When you withdraw money from an account, it could be bad for the bank if your spouse were allowed to withdraw money at the same time because that could leave you with insufficient funds in the account. Each transaction should operate isolated from each other and also in the required sequence. If your withdrawal happened first, then your spouse's withdrawal transaction should be required to recheck the balance of the account.
Finally, we want the transactions to be durable. If you deposit money into your account, you expect the balance of your account to be maintained until you perform another transaction against the same account. Even if your bank experiences a hardware failure, you would expect them to keep track of every single transaction.
In combination, these four central requirements for a transaction are referred to as the ACID (Atomic, Consistent, Isolated, Durable) properties.
Which problems do transactions solve for the application developer? The two aspects of the ACID rule that most commonly relate to application development are Atomicity and Isolation. Consistency and Durability are more related to the actual transactional resource. They are necessary for a complete transactional environment, but they don't really affect how we code our application.
Let's look at what this means for us as Java developers.
We need to guarantee that all steps complete or none of them complete. This is done by first declaring the start of a transaction, and then making a decision whether to commit all changes or roll them back. The sequence in your code would look something like this:
//start the transaction begin work // do your work read ... update ... read ... update ... ... // decide on the outcome if (everythingIsOk()) commit else rollback
Here we included explicit transaction handling statements in our code. It is also possible to use declarative transaction management, where you declare which methods should be surrounded by transaction management, and how specific events would trigger a commit or rollback of the transaction. The J2EE platform provides container-managed transactions (CMT) for EJBs where a runtime or system exception would trigger a rollback and any other outcome would trigger a commit. Spring expands on this concept and provides its own version of declarative transactions for POJOs. It has the same basic features as the J2EE CMT, but it also adds more control for when the transactions should be rolled back. You can specify in detail which exceptions should trigger a rollback. We will see much more of this later in this chapter.
We need to make sure our changes are not affected by other concurrent changes. Transactions are one way of solving this. Optimistic concurrency control using a version number (defined in the next section) can help here, too. You effectively span transactions, but avoid lost updates. Isolation is one area where we usually don't achieve 100 percent success. To guarantee isolation, you have to restrict processing and not allow multiple processes to operate on the same data simultaneously. This is usually achieved by locking resources, which sooner or later will lead to some process being blocked for a period of time. This blocking will reduce the throughput and make your application less scalable. One way to solve this problem is to relax the isolation requirement. Maybe we can allow certain types of concurrent access to avoid excessive locks. It comes down to a tradeoff. Most database resources allow you to specify a number of different isolation levels:
SERIALIZABLE: This is the most restrictive level. Transactions should appear to run as if they were executed one by one after each other. This means that two transactions are not allowed to read or write a piece of data that the other one has changed or will change during the entire life span of the transactions. This is the isolation level that gives you the best protection against interference by concurrent changes. It is also the level that is the most expensive to maintain in terms of resource usage.

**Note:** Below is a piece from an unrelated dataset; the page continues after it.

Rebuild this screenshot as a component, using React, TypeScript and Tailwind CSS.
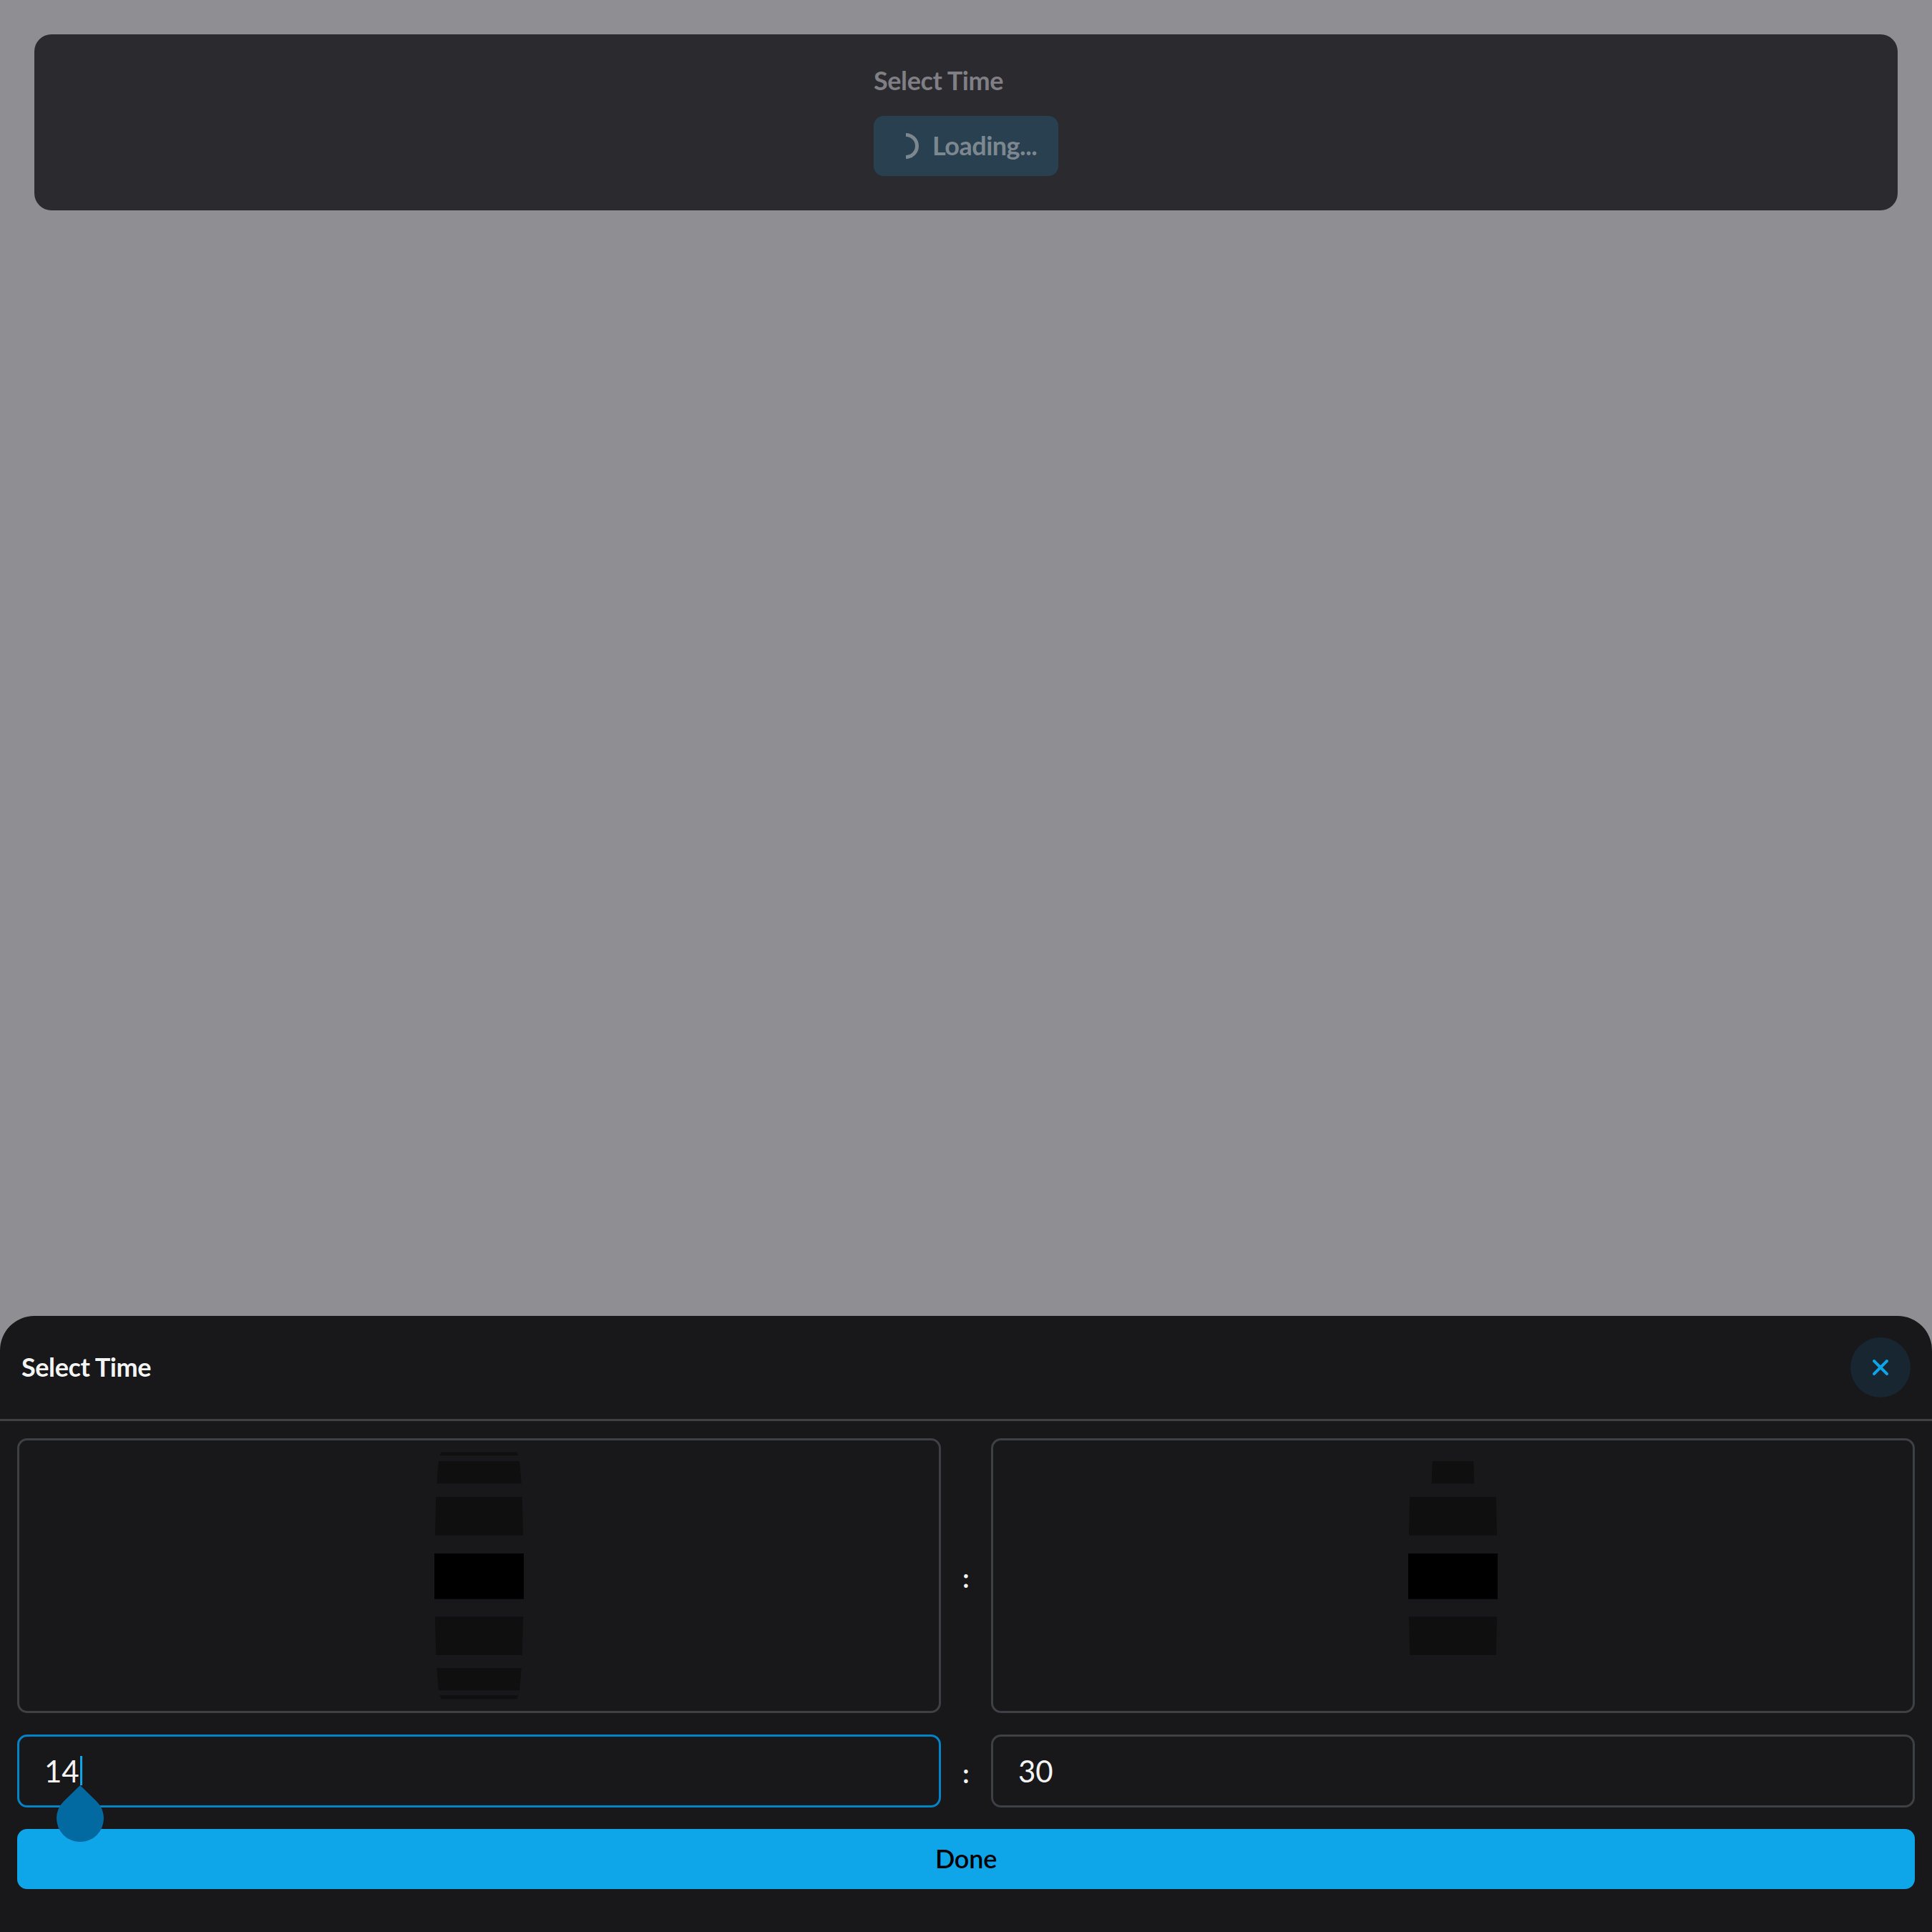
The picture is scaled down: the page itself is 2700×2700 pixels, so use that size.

REPEATABLE READ: Now we have to guarantee that we will not see any updates made by other transactions to any data that we have accessed within a transaction. If we read the data again, it should always be unchanged. There could, however, be additional data that has been added by another transaction. This is called a phantom read.
READ COMMITTED: Here we relax the isolation a bit further. We will not see any changes made by other transactions while they are active. Once they finish and commit their work we will be able to see the changes. This means that we can't guarantee repeatable reads; instead we get unrepeatable reads — data we have already read can change while our transaction is running and a later read or update could operate on modified data.
READ UNCOMMITTED: All bets are off. There is practically no isolation. Any transaction can see changes made by other transactions even before they are committed. These types of reads of uncommitted data are called dirty reads. You are, however, not able to update data that has been modified by another transaction until the other transaction has completed.
NONE: This level indicates that there is no transaction support. This level is not provided by most databases.
Most database systems are delivered with READ COMMITTED as the default isolation level. HSQLDB supports only READ UNCOMMITTED, so any use of HSQLDB is fine in terms of providing atomic changes, but for transaction isolation it is not the best choice. This is why we use MySQL/Oracle for all examples in this chapter.
When multiple processes are accessing the same transactional resource concurrently, we need a way to control the access to this resource. To provide the required isolation, we need to ensure that the same object is not updated by two processes running concurrently.
The most common way of doing this is by locking the data to prevent others from updating or accessing it for as long as the lock is held. The amount of time that we hold on to this lock will affect the performance of our applications because it limits how many processes can access the data concurrently. This strategy is referred to as pessimistic locking because we make the pessimistic assumption that another transaction will try to modify the resource.
One way to avoid the need to lock resources is to check at update time whether the object that is being changed is in the same state as it was when we started our transaction. We are hoping that the object has not changed, so this is called optimistic locking. This means we need some way of detecting changes. The most common way this is done is via a timestamp or a version number. If none of these is available, then we would have to check the entire object against a copy made when the object was read the first time.